Backing up Vilma will be from prep All-American Leon Williams. Williams, (6-4 230) is a punishing tackler and a ballhawk. His play in the Hurricanefest, (8 tackles, five for a loss) impressed all in attendance, and earned him the label; player-of-the-future for the ‘Canes. Williams will benefit by playing behind Vilma and the opportunity to develop at his own pace. Should Vilma go down with injury Miami's defense will be in safe hands. All Williams currently lacks is experience.

Playing behind D.J. Williams at weakside linebacker is Darrell McClover, a speedy third-year sophomore linebacker. McClover, (6-2 220) may be the Hurricanes fastest linebacker yet played sparingly as a reserve last season. Prior to last fall McClover was battling D.J. Williams neck-in-neck for the starting slot. However, he received less reps in 2001 than in 2000.

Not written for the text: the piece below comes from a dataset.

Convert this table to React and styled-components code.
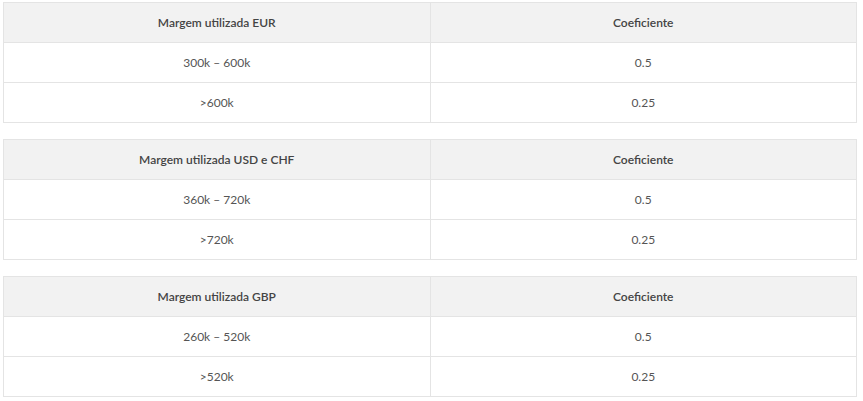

Two other reserves to keep an eye on are fourth-year junior Jerrell Weaver (6-3 213) and third-year junior Carl Walker (6-3 215). Weaver brings experience to the table along with outstanding speed in pursuit. He is a proven playmaker with four of his fifteen tackles last season coming behind the line of scrimmage. Weaver is still small and would need to add another ten pounds to his frame to earn a serious look at the vacant strongside slot. Walker, is a special teams stalwart and punishing hitter. A former prep All-American as a cornerback, Walker has added twenty pounds to his frame since arriving at UM in the fall of 2000. It will be interesting to see whether UM coaches redshirt Walker to stagger the class of their linebackers.